This story by Jess Staufenberg in Schools Week on 22nd November 2018:

Three organisations will receive around £10 million to bring more career changers and PhD graduates into teaching, the government has announced.

Schools Week has been told the cash is new funding from the treasury, and will focus on recruiting and supporting up to 600 teachers over the next two years.

Now Teach, which encourages high-flying professionals to switch to teaching, will receive £3 million over the next two academic years to expand into the south-east, East Anglia and Birmingham.

The extra cash is on top of the £350,000 in government funds given to the charity, founded in 2016 by Financial Times columnist Lucy Kellaway (pictured), to move out of London and into Hastings this year. So far, three in four teachers who join the scheme have gone on to qualify.

Meanwhile Cognition Education, a global organisation with experience recruiting teachers to the further education sector, will receive £3 million to target career changers in engineering and related industries in the north east, north west, east Midlands and Yorkshire.

Finally the Brilliant Club, which runs the Researchers in Schools teacher training programme for PhD graduates, will receive up to £4.7 million over the next two years.
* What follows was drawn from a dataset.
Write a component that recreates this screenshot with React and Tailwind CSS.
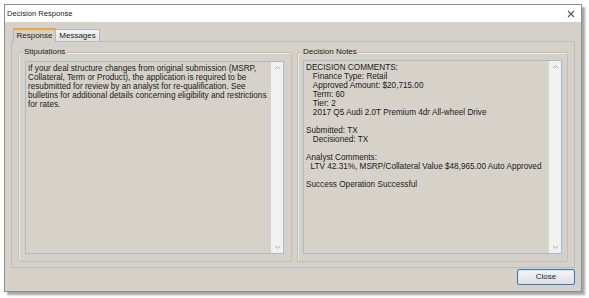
import React from "react";

const font = { fontFamily: '"Liberation Sans", Arial, sans-serif' };

function ScrollTrack() {
    return (
        <div className="w-[12px] h-full bg-[#f1f1f1] flex flex-col items-center justify-between py-[3px]">
            <svg width="7" height="5" viewBox="0 0 7 5"><path d="M1 4 L3.5 1.5 L6 4" stroke="#a8a8a8" strokeWidth="1" fill="none" /></svg>
            <svg width="7" height="5" viewBox="0 0 7 5"><path d="M1 1 L3.5 3.5 L6 1" stroke="#a8a8a8" strokeWidth="1" fill="none" /></svg>
        </div>
    )
}

function GroupBox({ title, children, className }) {
    return (
        <div className={"relative flex-1 border border-[#c3bfb7] rounded-[2px] shadow-[inset_1px_1px_0_#ebe8e2] " + className}>
            <span className="absolute left-[4px] top-[-6px] px-[1px] bg-[#d5d1c9] text-[8px] leading-[10px] text-[#222]">{title}</span>
            {children}
        </div>
    )
}

function TextBox({ text }) {
    return (
        <div className="flex h-full border border-[#a7bbcf] bg-[#d6d2ca]">
            <div className="flex-1 pl-[2px] pt-[2px] text-[8.2px] leading-[9px] text-[#1a1a1a] whitespace-pre-wrap">{text}</div>
            <ScrollTrack />
        </div>
    )
}

const stipulations = "If your deal structure changes from original submission (MSRP,\nCollateral, Term or Product), the application is required to be\nresubmitted for review by an analyst for re-qualification. See\nbulletins for additional details concerning eligibility and restrictions\nfor rates.";

const notes = "DECISION COMMENTS:\n   Finance Type: Retail\n   Approved Amount: $20,715.00\n   Term: 60\n   Tier: 2\n   2017 Q5 Audi 2.0T Premium 4dr All-wheel Drive\n\nSubmitted: TX\n   Decisioned: TX\n\nAnalyst Comments:\n  LTV 42.31%, MSRP/Collateral Value $48,965.00 Auto Approved\n\nSuccess Operation Successful";

export default function App() {
    return (
        <div className="w-[589px] h-[298px] bg-white" style={font}>
            <div className="ml-[4px] mt-[4px] w-[578px] h-[288px] border border-[#8e8e8e] shadow-[3px_3px_2px_rgba(0,0,0,0.35)] flex flex-col">
                <div className="h-[17px] bg-white flex items-center justify-between pl-[2px] pr-[6px]">
                    <span className="text-[7.6px] text-[#222]">Decision Response</span>
                    <svg width="8" height="8" viewBox="0 0 8 8"><path d="M1 1 L7 7 M7 1 L1 7" stroke="#555" strokeWidth="1.1" /></svg>
                </div>
                <div className="flex-1 bg-[#d5d1c9] flex flex-col pl-[6px] pr-[6px] pt-[5px]">
                    <div className="flex items-end h-[14px] pl-[2px] relative z-10">
                        <div className="w-[43px] h-[14px] border border-[#a9b6c4] border-b-0 border-t-2 border-t-[#f2a531] bg-[#d5d1c9] text-[8px] flex items-center justify-center text-[#222] mb-[-1px] pb-[1px]">Response</div>
                        <div className="w-[44px] h-[12px] border border-[#a9b6c4] border-b-0 border-l-0 bg-gradient-to-b from-[#f4f4f4] to-[#e2e2e0] text-[8px] flex items-center justify-center text-[#222]">Messages</div>
                    </div>
                    <div className="h-[227px] border border-[#b4bec8] flex gap-[5px] pl-[6px] pr-[6px] pt-[10px] pb-[5px]">
                        <GroupBox title="Stipulations" className="pl-[6px] pr-[7px] pt-[8px] pb-[7px]">
                            <TextBox text={stipulations} />
                        </GroupBox>
                        <GroupBox title="Decision Notes" className="pl-[5px] pr-[5px] pt-[7px] pb-[7px]">
                            <TextBox text={notes} />
                        </GroupBox>
                    </div>
                    <div className="flex justify-end mt-[1px]">
                        <button className="w-[58px] h-[16px] border border-[#3d7ab8] rounded-[2px] bg-gradient-to-b from-[#f6f6f6] to-[#dedede] text-[8px] text-[#222] shadow-[inset_0_0_0_1px_#cde4f7]">Close</button>
                    </div>
                </div>
            </div>
        </div>
    )
}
The group is aiming to recruit at least 100 teachers per academic year, with 70 per cent of those expected to be in maths and physics.

The government funding will “contribute to an uplift” to the salaries of maths and physics teachers, according to a Department for Education press release.

The new funding comes after the government’s own scheme to encourage former teachers to return to the classroom turned out to be a flop.

The Return to Teaching pilot programme, which ran from 2015, missed its targets and was found to be “unlikely to represent good value for money” after large numbers of people without the right experience signed up.

It had aimed to support 650 former teachers to teach EBacc subjects at secondary schools, but an evaluation of the scheme found that it only recruited around 350, just eight per cent of whom started teaching.

It also comes as the government failed to hit any of its teacher training targets in EBacc subjects except for history last year.

Meanwhile, the government has extended bursaries in more subjects to graduates with 2:2 degrees, even though an experimental analysis of the impact of bursaries shows trainees on bursaries worth up to £26,000 were less likely to get jobs in schools than those without bursaries.

Nick Gibb, schools minister, said by “focusing on skilled professionals who want to change careers and PhD graduates, we can ensure pupils are benefiting from the broadest range of skills, expertise and life experience.

“This approach will help drive up education standards further so young people are acquiring the skills and knowledge they need to succeed.”